[START OF RAW DATA]

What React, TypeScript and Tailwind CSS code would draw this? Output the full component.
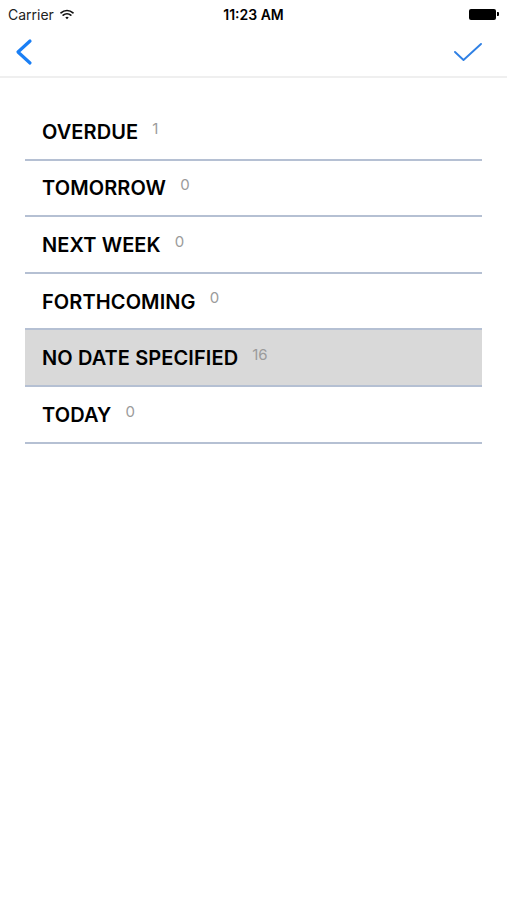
const rows = [
  { label: 'OVERDUE', count: 1 },
  { label: 'TOMORROW', count: 0 },
  { label: 'NEXT WEEK', count: 0 },
  { label: 'FORTHCOMING', count: 0 },
  { label: 'NO DATE SPECIFIED', count: 16, selected: true },
  { label: 'TODAY', count: 0 },
];

const App = () => {
  return (
    <div className="w-[507px] h-[900px] bg-white font-['Inter',sans-serif] text-black">
      {/* status bar */}
      <div className="relative h-[28px] flex items-center justify-between pl-[8px] pr-[8px]">
        <div className="flex items-center gap-[6px] text-[14px] text-[#222]">
          <span>Carrier</span>
          <svg width="14" height="11" viewBox="0 0 14 11">
            <path d="M1 3.8a9 9 0 0 1 12 0" stroke="#111" strokeWidth="1.7" fill="none" strokeLinecap="round" />
            <path d="M3.2 6.2a5.8 5.8 0 0 1 7.6 0" stroke="#111" strokeWidth="1.7" fill="none" strokeLinecap="round" />
            <path d="M5.3 8.5l1.7 1.8 1.7-1.8a2.6 2.6 0 0 0-3.4 0z" fill="#111" />
          </svg>
        </div>
        <span className="absolute left-1/2 -translate-x-1/2 text-[14px] font-semibold">11:23 AM</span>
        <div className="flex items-center gap-[1px]">
          <div className="w-[27px] h-[11px] bg-black rounded-[2px]" />
          <div className="w-[2px] h-[4px] bg-black rounded-r-[1px]" />
        </div>
      </div>

      {/* nav bar */}
      <div className="h-[50px] flex items-center justify-between pl-[14px] pr-[25px] border-b-2 border-[#efefef]">
        <svg width="20" height="28" viewBox="0 0 20 28">
          <path d="M16 3L4 14l12 11" stroke="#1a7ff5" strokeWidth="3.2" fill="none" strokeLinecap="round" strokeLinejoin="round" />
        </svg>
        <svg width="28" height="18" viewBox="0 0 28 18">
          <path d="M1 9l8.5 8L27 1" stroke="#2f80e4" strokeWidth="1.9" fill="none" strokeLinecap="round" strokeLinejoin="round" />
        </svg>
      </div>

      {/* list */}
      <div className="mx-[25px] mt-[26px] flex flex-col">
        {rows.map((r) => (
          <div
            key={r.label}
            className={
              'h-[56.6px] flex items-center pl-[17px] border-b-2 border-[#b5c0d3] ' +
              (r.selected ? 'bg-[#d9d9d9]' : '')
            }
          >
            <span className="text-[20px] font-semibold tracking-[0.1px] pt-[1px]">{r.label}</span>
            <span className="ml-[14px] -mt-[5px] text-[15px] text-[#9b9b9b]">{r.count}</span>
          </div>
        ))}
      </div>
    </div>
  );
};

export default App;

[END OF RAW DATA]

» **SHORT TASK**
Without the pictures, retype the whole of the material above exactly.

» **THE COMPLETED TASK**
What React, TypeScript and Tailwind CSS code would draw this? Output the full component.
const rows = [
  { label: 'OVERDUE', count: 1 },
  { label: 'TOMORROW', count: 0 },
  { label: 'NEXT WEEK', count: 0 },
  { label: 'FORTHCOMING', count: 0 },
  { label: 'NO DATE SPECIFIED', count: 16, selected: true },
  { label: 'TODAY', count: 0 },
];

const App = () => {
  return (
    <div className="w-[507px] h-[900px] bg-white font-['Inter',sans-serif] text-black">
      {/* status bar */}
      <div className="relative h-[28px] flex items-center justify-between pl-[8px] pr-[8px]">
        <div className="flex items-center gap-[6px] text-[14px] text-[#222]">
          <span>Carrier</span>
          <svg width="14" height="11" viewBox="0 0 14 11">
            <path d="M1 3.8a9 9 0 0 1 12 0" stroke="#111" strokeWidth="1.7" fill="none" strokeLinecap="round" />
            <path d="M3.2 6.2a5.8 5.8 0 0 1 7.6 0" stroke="#111" strokeWidth="1.7" fill="none" strokeLinecap="round" />
            <path d="M5.3 8.5l1.7 1.8 1.7-1.8a2.6 2.6 0 0 0-3.4 0z" fill="#111" />
          </svg>
        </div>
        <span className="absolute left-1/2 -translate-x-1/2 text-[14px] font-semibold">11:23 AM</span>
        <div className="flex items-center gap-[1px]">
          <div className="w-[27px] h-[11px] bg-black rounded-[2px]" />
          <div className="w-[2px] h-[4px] bg-black rounded-r-[1px]" />
        </div>
      </div>

      {/* nav bar */}
      <div className="h-[50px] flex items-center justify-between pl-[14px] pr-[25px] border-b-2 border-[#efefef]">
        <svg width="20" height="28" viewBox="0 0 20 28">
          <path d="M16 3L4 14l12 11" stroke="#1a7ff5" strokeWidth="3.2" fill="none" strokeLinecap="round" strokeLinejoin="round" />
        </svg>
        <svg width="28" height="18" viewBox="0 0 28 18">
          <path d="M1 9l8.5 8L27 1" stroke="#2f80e4" strokeWidth="1.9" fill="none" strokeLinecap="round" strokeLinejoin="round" />
        </svg>
      </div>

      {/* list */}
      <div className="mx-[25px] mt-[26px] flex flex-col">
        {rows.map((r) => (
          <div
            key={r.label}
            className={
              'h-[56.6px] flex items-center pl-[17px] border-b-2 border-[#b5c0d3] ' +
              (r.selected ? 'bg-[#d9d9d9]' : '')
            }
          >
            <span className="text-[20px] font-semibold tracking-[0.1px] pt-[1px]">{r.label}</span>
            <span className="ml-[14px] -mt-[5px] text-[15px] text-[#9b9b9b]">{r.count}</span>
          </div>
        ))}
      </div>
    </div>
  );
};

export default App;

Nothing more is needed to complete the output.